__Problem to solve__: Pick out the lines below with "that" and list them.

__Collected data__:
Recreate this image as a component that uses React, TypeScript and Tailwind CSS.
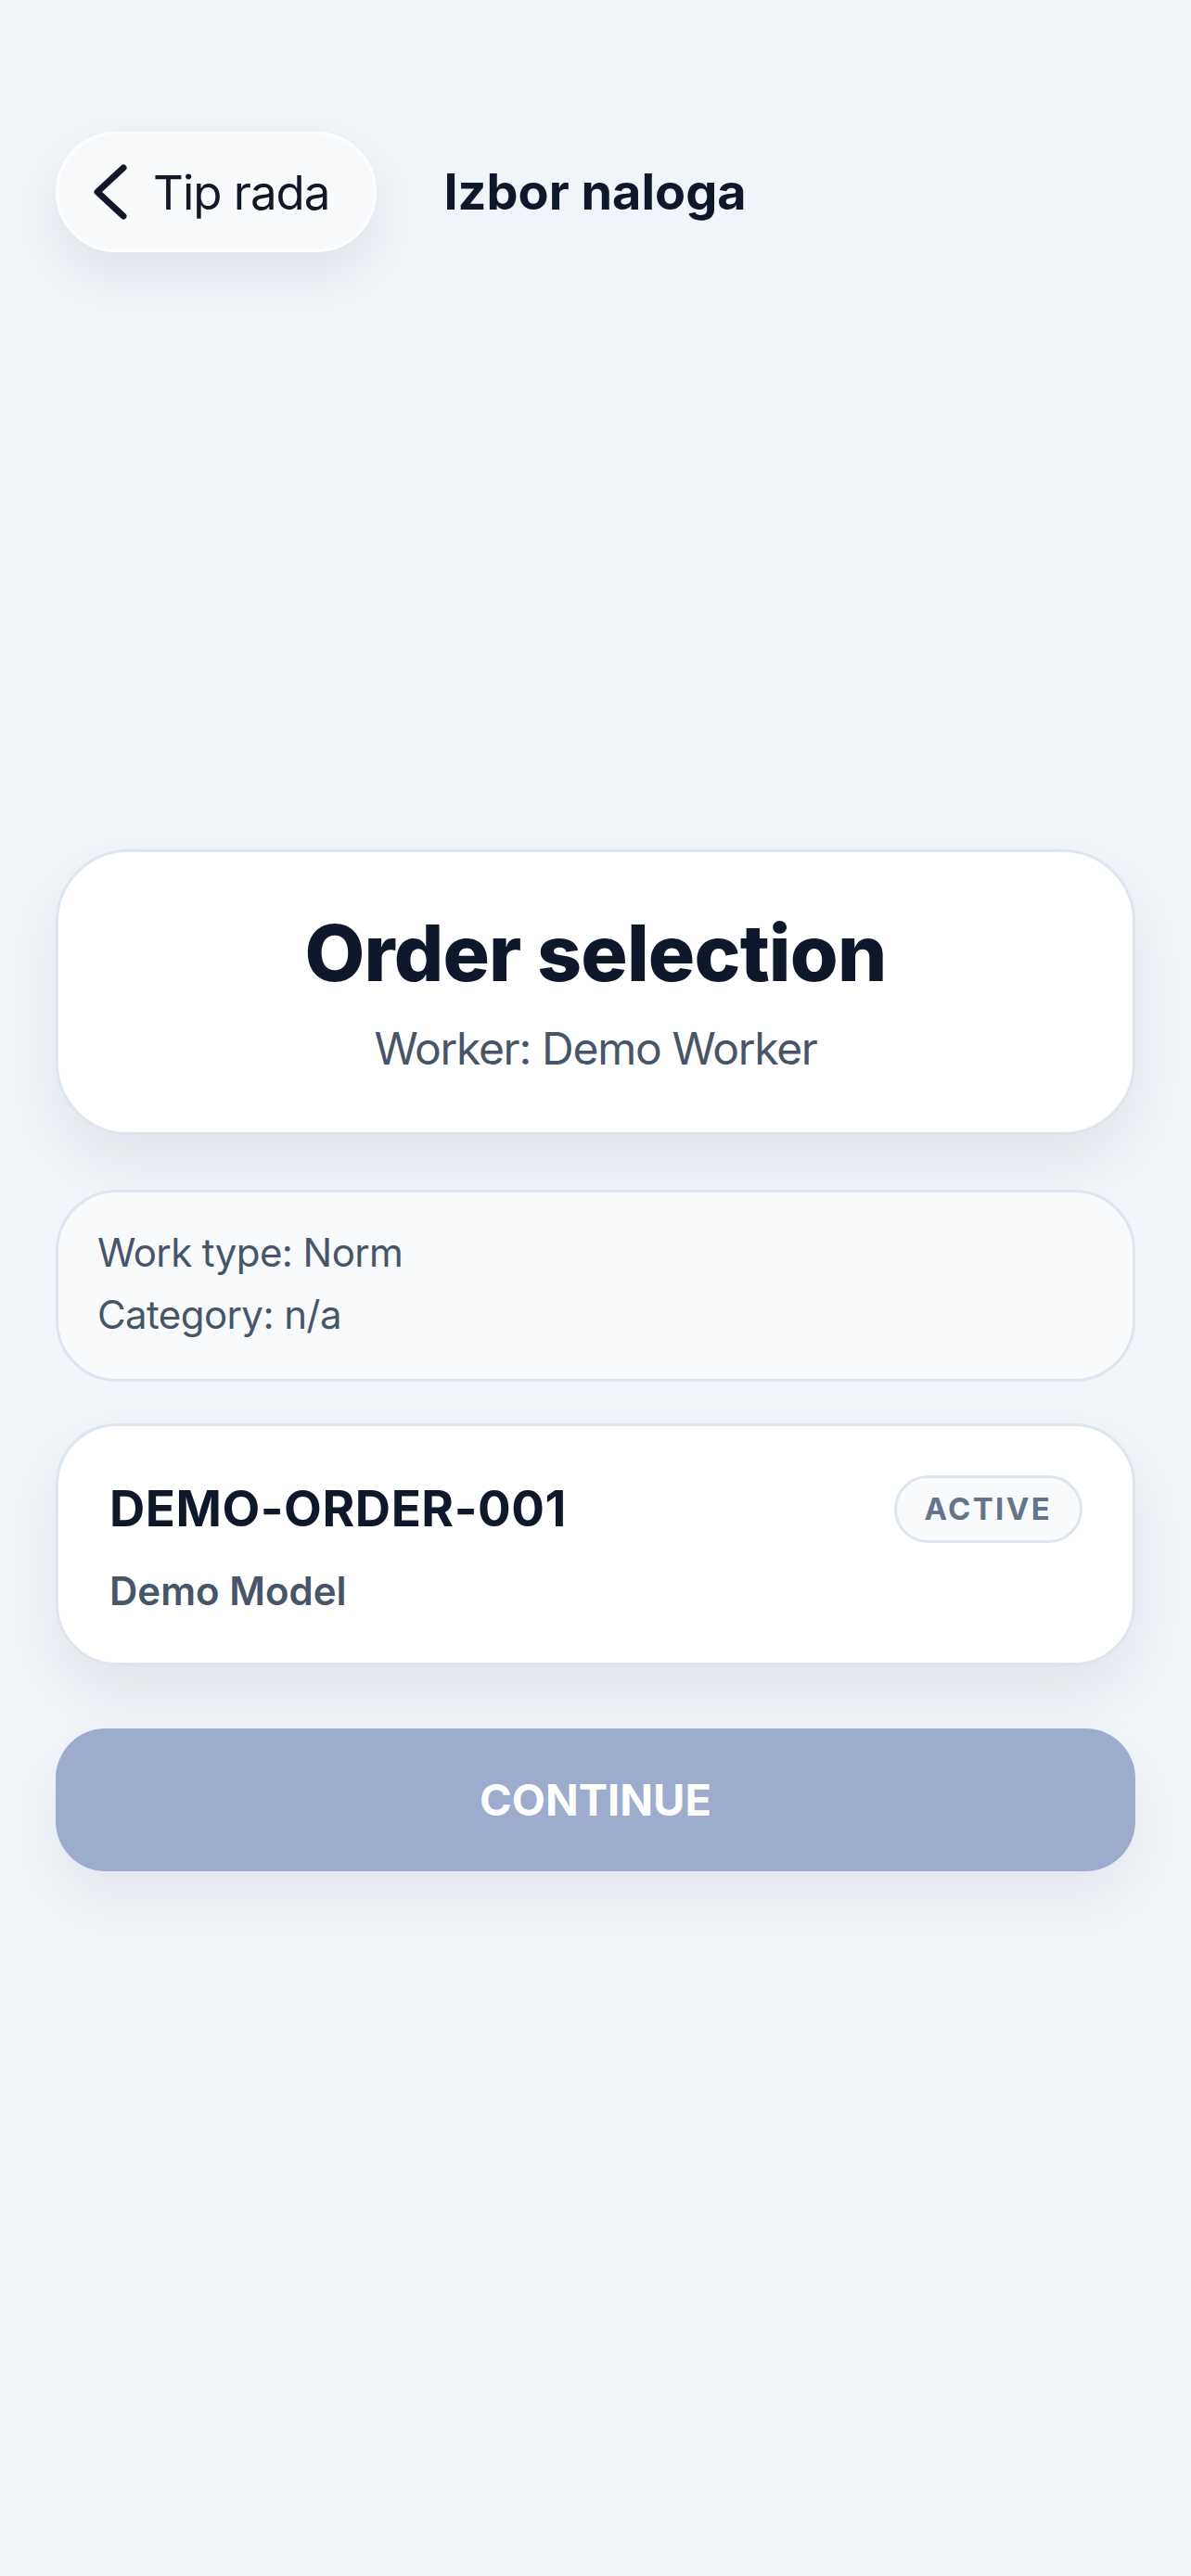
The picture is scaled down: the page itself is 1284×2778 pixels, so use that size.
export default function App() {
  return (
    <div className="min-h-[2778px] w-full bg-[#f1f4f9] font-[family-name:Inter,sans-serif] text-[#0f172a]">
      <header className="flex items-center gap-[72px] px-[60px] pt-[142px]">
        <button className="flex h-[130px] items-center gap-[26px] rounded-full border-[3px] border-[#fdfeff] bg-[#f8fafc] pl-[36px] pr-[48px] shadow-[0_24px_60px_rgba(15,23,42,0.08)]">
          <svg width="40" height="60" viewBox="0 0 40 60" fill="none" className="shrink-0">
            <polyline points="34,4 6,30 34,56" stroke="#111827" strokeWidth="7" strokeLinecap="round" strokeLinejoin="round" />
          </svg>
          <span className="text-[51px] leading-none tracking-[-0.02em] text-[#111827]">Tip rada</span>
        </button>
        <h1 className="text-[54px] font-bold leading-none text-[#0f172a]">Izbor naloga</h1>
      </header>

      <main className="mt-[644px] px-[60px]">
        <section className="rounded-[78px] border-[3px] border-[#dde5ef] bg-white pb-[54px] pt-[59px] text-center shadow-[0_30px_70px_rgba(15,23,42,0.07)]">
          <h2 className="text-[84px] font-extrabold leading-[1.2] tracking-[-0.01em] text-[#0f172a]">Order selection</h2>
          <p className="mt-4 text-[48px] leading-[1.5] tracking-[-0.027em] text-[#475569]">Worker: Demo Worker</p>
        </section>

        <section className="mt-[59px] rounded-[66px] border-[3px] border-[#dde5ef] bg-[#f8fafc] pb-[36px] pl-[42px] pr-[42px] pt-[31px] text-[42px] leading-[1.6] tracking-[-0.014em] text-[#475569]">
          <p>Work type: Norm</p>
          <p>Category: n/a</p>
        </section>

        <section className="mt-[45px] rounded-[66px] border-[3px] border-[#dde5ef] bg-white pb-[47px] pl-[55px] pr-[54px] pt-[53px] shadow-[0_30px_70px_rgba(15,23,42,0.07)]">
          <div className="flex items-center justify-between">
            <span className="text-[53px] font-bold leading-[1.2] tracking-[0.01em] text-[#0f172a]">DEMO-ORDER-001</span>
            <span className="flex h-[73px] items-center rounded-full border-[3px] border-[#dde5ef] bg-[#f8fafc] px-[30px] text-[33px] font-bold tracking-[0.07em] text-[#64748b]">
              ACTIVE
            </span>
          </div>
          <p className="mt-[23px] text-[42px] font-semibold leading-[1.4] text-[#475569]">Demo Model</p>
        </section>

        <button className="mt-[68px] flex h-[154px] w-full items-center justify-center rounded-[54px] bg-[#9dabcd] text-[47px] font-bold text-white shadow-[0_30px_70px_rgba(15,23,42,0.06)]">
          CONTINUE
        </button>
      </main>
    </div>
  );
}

__Result of this exercise__:
Recreate this image as a component that uses React, TypeScript and Tailwind CSS.
The picture is scaled down: the page itself is 1284×2778 pixels, so use that size.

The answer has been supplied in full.